When did “fair price” start to mean “low price”? That idea deeply damaged small businesses, craftsmanship and creativity. If we want people to value our work, our businesses, our creations, then we also have to value the work of others.
Because the truth is this: people don’t really get angry about the price. They get angry about the idea that something used can have value.
Because if used clothing has value, then:
• Craftsmanship suddenly matters again.
• Time matters again.
• Quality matters again.
• Durability matters again.
• Identity matters again.
Fast fashion only survives as long as people believe that “new = valuable” and “used = worthless“. But the moment we start valuing what already exists, fast fashion loses its power.
In the end, if you want to have your own project, and at the same time contribute to the consumption that destroys the projects of others, you are throwing stones at your own roof. I opened my vintage shop, Wanda Core, because I wanted to be free from a system that dictates how we should live, consume and produce. For me, vintage is not nostalgia. Vintage is memory, craftsmanship, culture, patience and identity.
Over-consumption as a painkiller for an empty soul is destroying everything.

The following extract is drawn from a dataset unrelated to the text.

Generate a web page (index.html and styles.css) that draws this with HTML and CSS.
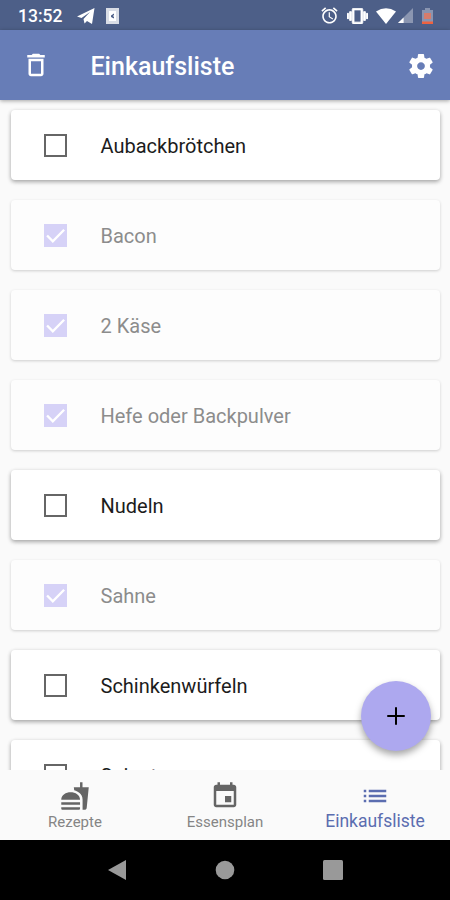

And it’s also destroying those people who sew for €0.01 per piece so we can have 100 plastic T-shirts that mean nothing.
The truth is, the decision is ours. No one is coming to save us from consumerism or tell us what to do or show us the way. As Antonio Machado wrote, “Traveller, there is no road, you make the road as you walk.” And every day is a new chance to decide which road we want to walk in fashion, too.
For me, vintage is exactly that road: valuing human work again, rediscovering craftsmanship and history, caring for what already exists (which is already so much), refusing to let fashion erase people, and expressing myself through what I wear, not through mindless consumption.
This is what vintage means to me:
• The time it takes to find something you truly love, something that truly fits you.
• The patience you need in a world of throwaway trends.
• The artistry of sewing, adjusting a dress that wasn’t your size but you couldn’t leave behind… and after a couple of darts it becomes one of your wardrobe favorites and no one ever suspects it wasn’t your size.
• Romanticizing every era and seeing yourself in them even though you weren’t even born then.
And maybe that’s the most romantic thing about vintage, it forces you to have patience in a world that only wants immediacy.